Hi everyone.
I'm new to this forum and was wondering if anyone
would be kind enough to help me out with a pretty severe performance
issue. I believe the problem to be rather generic, so I'll put it in
generic terms. Since I'm at home and not a work (but this is really
bugging me), I can't post any specifics. However, I think my explaination
will suffice.
I have a 2 tables that are are getting large and
will only get larger with time (expoentially as more users sign on to the
system). Right the now, a table called 'shipment' contains about 16,000
rows and 'shipment_status' contains about 32,500 rows. These aren't
massive rows (I keep reading about tables with millions), but they will
definately get into 6 digits by next year and query performance is quite
poor.
Now, from what I can understand about tuning, you
want to specify good filters, provide good indexes on the driving filter as well
as any referencial keys that are used while joining. This has helped me
solve performance problems many times in the past (for example, changing a query
speed from 2 seconds to 21 milliseconds).

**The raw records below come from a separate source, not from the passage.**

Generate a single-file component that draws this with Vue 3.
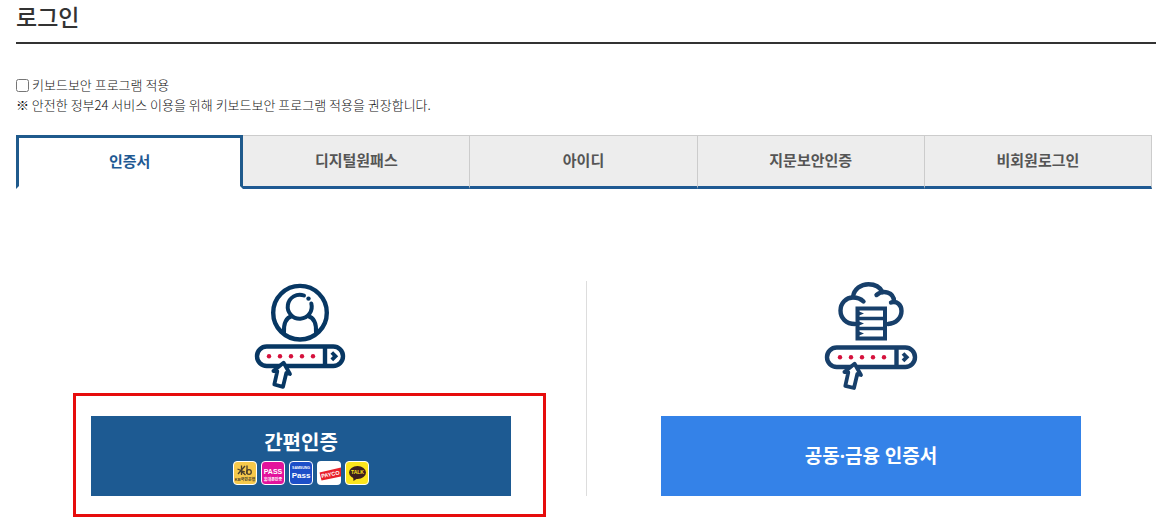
<script setup>
import { ref } from 'vue'

const keyboardSecurity = ref(false)
const active = ref(0)
const tabs = ['인증서', '디지털원패스', '아이디', '지문보안인증', '비회원로그인']
const dots = [24, 35, 46, 57, 68]
</script>

<template>
  <main class="page">
    <h1 class="title">로그인</h1>

    <div class="notice">
      <div class="check">
        <input id="keyboard-security" v-model="keyboardSecurity" type="checkbox" />
        <label for="keyboard-security">키보드보안 프로그램 적용</label>
      </div>
      <p>※ 안전한 정부24 서비스 이용을 위해 키보드보안 프로그램 적용을 권장합니다.</p>
    </div>

    <div class="tabs" role="tablist">
      <button
        v-for="(tab, i) in tabs"
        :key="tab"
        type="button"
        role="tab"
        class="tab"
        :class="{ active: active === i }"
        :aria-selected="active === i"
        @click="active = i"
      >{{ tab }}</button>
    </div>

    <div class="methods">
      <section class="method">
        <svg class="art" viewBox="0 0 112 120" aria-hidden="true">
          <g fill="none" stroke="#073763" stroke-width="4.4">
            <circle cx="55" cy="37.7" r="26.8" />
            <path d="M59 20.5A12 12 0 1 0 66.3 28.5" stroke-width="4" stroke-linecap="round" />
            <path d="M39 58C38.5 50 40 43 47 41M71 58C71.5 50 70 43 63 41" stroke-width="4" />
            <rect x="12" y="71.5" width="86" height="19.5" rx="9.7" />
            <path d="M80 72V91" />
            <path d="M86.8 77.5L90.5 81.2L86.8 84.9" stroke-width="3.8" />
          </g>
          <circle cx="63.5" cy="23.6" r="2.2" fill="#073763" />
          <circle v-for="x in dots" :key="x" :cx="x" cy="81.2" r="2.2" fill="#d5113c" />
          <path d="M38.6 87.8L45 99L41.3 98L38 111.8L29.3 109.5L32.3 96.4L28.4 96Z" fill="#fff" stroke="#073763" stroke-width="3.8" stroke-linejoin="round" />
        </svg>
        <button type="button" class="action simple">
          <span>간편인증</span>
          <span class="logos">
            <svg viewBox="0 0 24 24" aria-hidden="true">
              <rect x=".5" y=".5" width="23" height="23" rx="3.5" fill="#f7c94b" stroke="#fff" />
              <path d="M4.5 8L12 11M8.5 4.5V14M12 5L5 13M7 9L12.5 14M14 4.5V13" stroke="#4b3f2c" stroke-width="1.3" fill="none" />
              <circle cx="16" cy="11" r="2.3" stroke="#4b3f2c" stroke-width="1.3" fill="none" />
              <text x="12" y="20" class="tiny" font-size="4" fill="#4b3f2c">KB국민은행</text>
            </svg>
            <svg viewBox="0 0 24 24" aria-hidden="true">
              <rect x=".5" y=".5" width="23" height="23" rx="3.5" fill="#e3139c" stroke="#fff" />
              <text x="12" y="12.5" class="tiny" font-size="7">PASS</text>
              <text x="12" y="19.5" class="tiny" font-size="4">휴대폰인증</text>
            </svg>
            <svg viewBox="0 0 24 24" aria-hidden="true">
              <rect x=".5" y=".5" width="23" height="23" rx="3.5" fill="#1d4fc8" stroke="#fff" />
              <text x="12" y="8" class="tiny" font-size="3.5">SAMSUNG</text>
              <text x="12" y="17" class="tiny" font-size="8">Pass</text>
            </svg>
            <svg viewBox="0 0 24 24" aria-hidden="true">
              <rect width="24" height="24" rx="4" fill="#fff" />
              <path d="M2.5 11.5L24 6.5V15.5L4.5 19.5Z" fill="#e8202b" />
              <text x="13.3" y="15.3" class="tiny" font-size="5.5" transform="rotate(-12 13 13)">PAYCO</text>
            </svg>
            <svg viewBox="0 0 24 24" aria-hidden="true">
              <rect x=".5" y=".5" width="23" height="23" rx="3.5" fill="#fce51d" stroke="#fff" />
              <ellipse cx="12.5" cy="11.5" rx="8.5" ry="6.5" fill="#3c1f1e" />
              <path d="M8 15L8.5 20L13 17Z" fill="#3c1f1e" />
              <text x="12.5" y="13.4" class="tiny" font-size="5" fill="#fce51d">TALK</text>
            </svg>
          </span>
          <span class="highlight"></span>
        </button>
      </section>

      <section class="method">
        <svg class="art" viewBox="0 0 112 120" aria-hidden="true">
          <g fill="none" stroke="#173f6a" stroke-width="4.4" stroke-linecap="round">
            <path d="M40 49C31 49 25.5 43 25.5 35.5C25.5 28 31 22.5 38 22.5C42 22.5 46 24 48.5 26.5" />
            <path d="M38 22C39 14 46 9.2 53.5 9.2C60 9.2 65 12 67.5 17" />
            <path d="M61.5 20C68 14.5 79 17 79 26.5" />
            <path d="M76 27.5C82 25.5 86.5 30 86.5 36C86.5 43 81 48.5 73 49" />
          </g>
          <g fill="#fff" stroke="#173f6a" stroke-width="4">
            <rect x="42.5" y="33.5" width="27.5" height="30" />
            <path d="M42.5 43.5H69.5M42.5 53.5H69.5" stroke-width="3.4" />
          </g>
          <path d="M43 36L49 38.5L43 41ZM43 46L49 48.5L43 51ZM43 56L49 58.5L43 61Z" fill="#173f6a" />
          <g fill="none" stroke="#173f6a" stroke-width="4.4">
            <rect x="12" y="72.5" width="88" height="19.5" rx="9.7" />
            <path d="M81.5 73V92" />
            <path d="M88 78.5L91.7 82.2L88 85.9" stroke-width="3.8" />
          </g>
          <circle v-for="x in dots" :key="x" :cx="x + 1" cy="82.2" r="2.2" fill="#d5113c" />
          <path d="M39.6 88.8L46 100L42.3 99L39 113L30.300 110.8L33.3 97.4L29.4 97Z" fill="#fff" stroke="#173f6a" stroke-width="3.8" stroke-linejoin="round" />
        </svg>
        <button type="button" class="action joint">공동·금융 인증서</button>
      </section>
    </div>
  </main>
</template>

<style>
body {
  margin: 0;
  background: #fff;
}
</style>

<style scoped>
.page {
  box-sizing: border-box;
  min-height: 100vh;
  padding: 0 3px 16px 16px;
  font-family: "Noto Sans CJK KR", sans-serif;
  color: #333;
}
.title {
  margin: 0;
  height: 42px;
  line-height: 32px;
  font-size: 23px;
  font-weight: 500;
  border-bottom: 2px solid #333;
}
.notice {
  margin-top: 31px;
  font-size: 13px;
  line-height: 20px;
  font-weight: 300;
  color: #111;
}
.check {
  display: flex;
  align-items: center;
  gap: 3px;
}
.check input {
  width: 13px;
  height: 13px;
  margin: 0;
}
.notice p {
  margin: 0;
}
.tabs {
  display: grid;
  grid-template-columns: repeat(5, 1fr);
  margin: 20px 4px 0 0;
}
.tab {
  box-sizing: border-box;
  height: 54px;
  padding: 0 0 3px;
  border: solid #ccc;
  border-width: 1px 1px 3px 0;
  border-bottom-color: #1f5a93;
  background: #ededed;
  color: #555;
  font-family: inherit;
  font-size: 15px;
  font-weight: 700;
}
.tab.active {
  border: 3px solid #1f5a8c;
  border-bottom-color: transparent;
  background: #fff;
  color: #1f5a93;
}
.methods {
  display: flex;
  margin-top: 92px;
}
.method {
  flex: 1 1 0;
  display: flex;
  flex-direction: column;
  align-items: center;
  height: 215px;
}
.method + .method {
  box-shadow: inset 1px 0 #ddd;
}
.art {
  width: 112px;
  height: 120px;
  margin-top: -6px;
  flex: none;
}
.action {
  position: relative;
  box-sizing: border-box;
  display: flex;
  flex-direction: column;
  align-items: center;
  justify-content: center;
  width: 420px;
  max-width: 90%;
  height: 80px;
  margin-top: 21px;
  padding: 0;
  border: 0;
  color: #fff;
  font-family: inherit;
  font-size: 20px;
  line-height: 30px;
  font-weight: 700;
  flex: none;
}
.simple {
  background: #1d5a92;
}
.joint {
  background: #3482e8;
  font-family: "Noto Sans", "Noto Sans CJK KR", sans-serif;
  font-size: 19px;
}
.logos {
  display: flex;
  gap: 4px;
  margin-top: 4px;
}
.logos svg {
  width: 24px;
  height: 24px;
}
.tiny {
  fill: #fff;
  font-family: "Liberation Sans", "Noto Sans CJK KR", sans-serif;
  font-weight: 700;
  text-anchor: middle;
}
.tiny[fill="#4b3f2c"] {
  fill: #4b3f2c;
}
.tiny[fill="#fce51d"] {
  fill: #fce51d;
}
.highlight {
  position: absolute;
  inset: -23px -35px -21px -18px;
  border: 3px solid #e60c0c;
  pointer-events: none;
}
</style>
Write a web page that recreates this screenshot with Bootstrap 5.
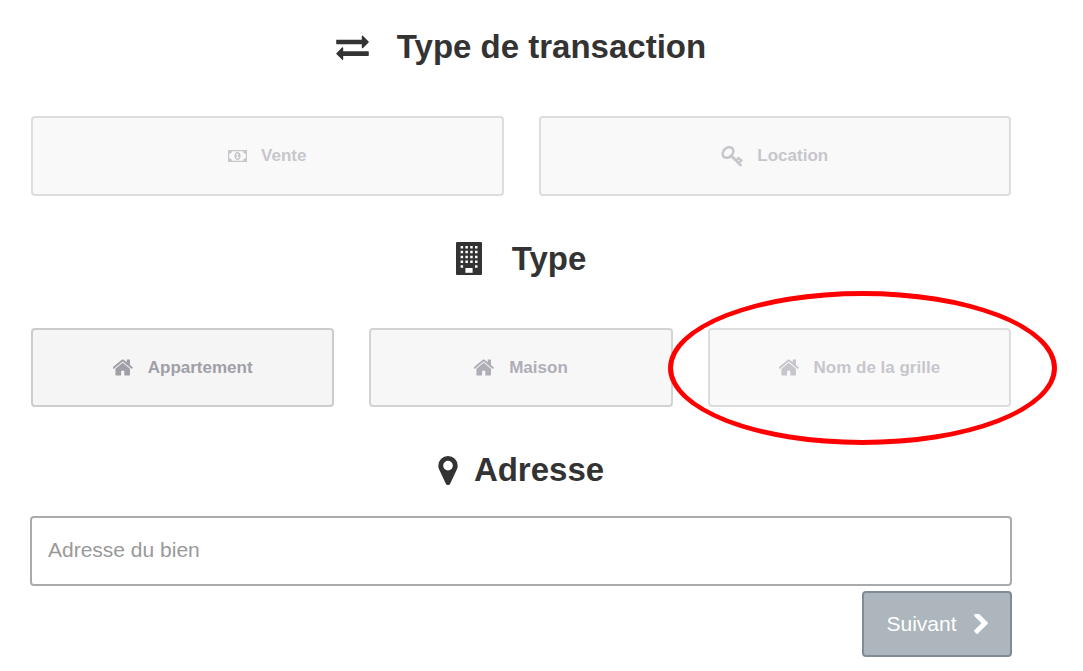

However, I am now tuning queries that operate on
these two tables and the filters aren't very good (the best is a filter ratio of
0.125) and the number of rows returned is very large (not taking into
consideration limits).
For example, consider something like this
query that takes ~1 second to finish:
select s.*, ss.*
from shipment s, shipment_status ss, release_code
r
where s.current_status_id = ss.id
and ss.release_code_id =
r.id
and r.filtered_column =
'5'
order by ss.date desc
limit 100;
Release code is just a very small table of 8 rows
by looking at the production data, hence the 0.125 filter ratio. However,
the data distribution is not normal since the filtered column actually pulls out
about 54% of the rows in shipment_status when it joins. Postgres seems to
be doing a sequencial scan to pull out all of these rows. Next, it joins
approx 17550 rows to shipment. Since this query has a limit, it only
returns the first 100, which seems like a waste.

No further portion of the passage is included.